1.3 A reserva do possível e os limites orçamentários
O reconhecimento do direito à saúde como direito fundamental não elimina a necessidade de considerar os limites materiais e orçamentários impostos ao Estado. É nesse cenário que surge a problemática da chamada reserva do possível, expressão que designa a limitação fática e financeira da atuação estatal em face da escassez de recursos. Em termos jurídicos, a reserva do possível reflete o dever de compatibilizar a concretização dos direitos fundamentais com a disponibilidade orçamentária e com as escolhas públicas previamente legitimadas pelos órgãos de formulação de políticas de saúde.
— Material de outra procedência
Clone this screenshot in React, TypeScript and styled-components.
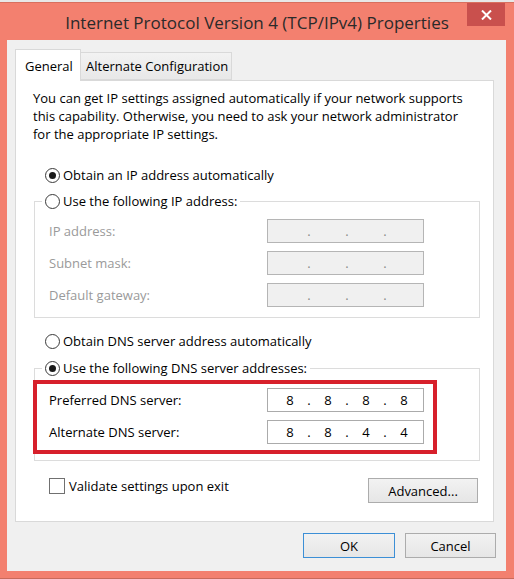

Ocorre, todavia, que a invocação da reserva do possível não pode ser manejada como um argumento absoluto de denegação do direito à saúde. A jurisprudência dos tribunais superiores, ao enfrentar demandas por medicamentos e insumos não incorporados ao SUS, tem rejeitado o uso indiscriminado da limitação orçamentária como obstáculo intransponível. O STF, ao fixar a tese do Tema 793 da repercussão geral (RE 855.178/SE, plenário, Rel. Min. Luiz Fux, Red. p/ o acórdão Min. Edson Fachin, j. 23/5/19, DJe 16/4/20), reafirmou a responsabilidade solidária dos entes federativos no fornecimento de tratamentos de saúde, ressaltando que cabe ao Judiciário direcionar o cumprimento da obrigação conforme as regras de repartição de competências, sem que a alegação de falta de recursos constitua causa legítima de exclusão de responsabilidade.9
No mesmo sentido, o STJ, ao consolidar os requisitos para a concessão de medicamentos não incorporados (Tema 106, REsp 1.657.156/RJ, 1ª seção, Rel. Min. Benedito Gonçalves, j. 25/4/18, DJe 4/5/18), deixou claro que o exame judicial não pode ser reduzido a uma análise financeira abstrata, mas deve considerar a imprescindibilidade clínica do medicamento, a incapacidade econômica do paciente e a existência de registro sanitário. Trata-se de impor critérios objetivos que, de um lado, resguardem o direito fundamental, e, de outro, mitiguem a utilização indiscriminada da reserva do possível como cláusula de denegação.10
A doutrina, de igual modo, problematiza a utilização da reserva do possível como argumento de bloqueio absoluto. Para Luiz Eduardo Fernandes Pantaleão, o aumento das demandas judiciais por prestações de saúde revela a necessidade de critérios de racionalização, que evitem tanto a concessão irrestrita de tratamentos de alto custo quanto a negativa genérica fundada em restrições financeiras.11 Em outra perspectiva, Luiz Henrique da Silva observa que, mesmo diante de restrições orçamentárias, “a decisão do STF no Tema 6 manteve a possibilidade de concessão judicial em situações excepcionais”, de modo a preservar a saúde como núcleo essencial do mínimo existencial.12
A reserva do possível, portanto, deve ser compreendida em chave de ponderação: embora a escassez de recursos seja um dado inescapável da realidade, não pode converter-se em subterfúgio para negar direitos fundamentais. Cabe ao Judiciário, valendo-se de critérios intersubjetivamente controláveis - como os parâmetros fixados pelo STF e pelo STJ -, estabelecer uma linha de equilíbrio entre a proteção da vida e da dignidade do indivíduo e a manutenção da sustentabilidade do sistema público de saúde. O desafio consiste em impedir que o discurso da limitação financeira se torne uma justificativa automática para a omissão estatal, sem, contudo, permitir que a judicialização solape por completo a racionalidade distributiva das políticas públicas.